赤穂浪士が、吉良邸に討ち入ったのは、吉良上野介の首を挙げるためでした。
1時間ほど闘い、吉良方の抵抗はなくなりました。
屋敷内で出会う吉良方は一人もいなくなり、まるで明屋敷のようでした。
そした状態のなかで、目標の吉良上野介を捜しました。
屋敷の天井から床の下までくまなく捜しました。屋敷は一部2階となっているため、2階も当然調べました。
しかし、吉良上野介はいませんでした
こうした情況に、若者の中には、吉良邸で自害しようとまで言い出すありさまだったようです。
しかし、吉田忠左衛門が、こうした意見を抑え、もう一度、徹底的に捜すよう指示しました。
そうすると、台所の脇の炭部屋と思われる小屋に気が付きました。ここはまだ確認していませんでした。
そこで、戸をあけると、中に2、3人いるように見えて、中からむやみに皿や茶碗など炭部屋にある物を投げてきました。
詰め寄ると、2人が立ち向かってきました。しかし、2人とも討ち果たしました。
奥を見ると、物陰に何者かが見えました。そこで、間十次郎が槍で突き刺しました。
脇差を抜いて出て来たので、武林唯七が一刀のもとに切りとめました。
それが、吉良上野介とはわからなかったが、寝間着は白無垢(白の小袖)で、顔に古傷がありました。傷を調べましたが、顔の傷は討ち入りの時の傷と以前の古傷とが重なっていて、はっきりと見分けがつきませんでした。
しかし、背中の傷は確かに主君がつけた吉良上野介の傷に見えました。
そこで、捕まえた置いた門番を連れてきてみせると吉良上野介に間違いがないとのことでした。
そこで、上野介の首は一番槍の十次郎に揚げさせ、白小袖に包んで、以前決めていた合図の笛をお互いが吹き合いして、全員が表の玄関前に集合しました。
そして、かねて捕えておいた門番3人に見せたところ、吉良上野介であると言いました。
その際に、懐中にあった三つの守り袋を証拠であるとして持参しました。
こうして、吉良上野介の首を赤穂浪士が挙げました。
これが、富森助右衛門が書き記した「富森助右衛門筆記」に書かれた吉良上野介の最期の様子です。

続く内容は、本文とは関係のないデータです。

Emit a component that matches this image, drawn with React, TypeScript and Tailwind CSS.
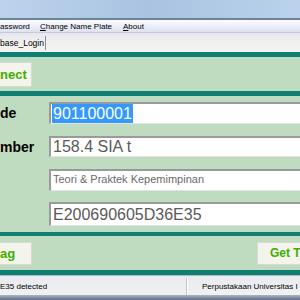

しかし、宮澤誠一氏によると吉良上野介の最期は、従来よく言われるように吉良上野介が赤穂浪士に向かってきて斬られたのではなく、手向かいもせずに斬られたのだと言います。
このような状況とは違う情報があるとのことです。
それは、不破数右衛門が実父にあてた手紙の中で、
武林唯七と間十次郎が吉良上野介を仕留めた時は、吉良上野介だとは分からなかった。
不破数右衛門が駆けつけ、吉良上野介の首にかかっているお守りを見つけ、それが平生の人のものと違うことに気が付き、顔を払ってみると額から眉の頭までの古い疵が見えたので、吉良上野介に違いないから、首を揚げるようにいった
と書いています。
宮澤先生は、
実際は、不破が書き残したように、吉良上野介は抵抗もしないうちに武林唯七や間十次郎などその場に居合わせた数人の浪士たちによって斬り殺されたのかもしれない。
「富森筆記」では、吉良上野介殺害の残酷さをやわらげるために、浪士たちの行為を飾って書き記したとも考えられる
と書いています。
山本博文先生も「本当の忠臣蔵」の中で、宮澤説に賛成しています。
右写真上段は、本所松坂町公園の中にある吉良上野介の像、下段は吉良上野介首洗いの井戸です。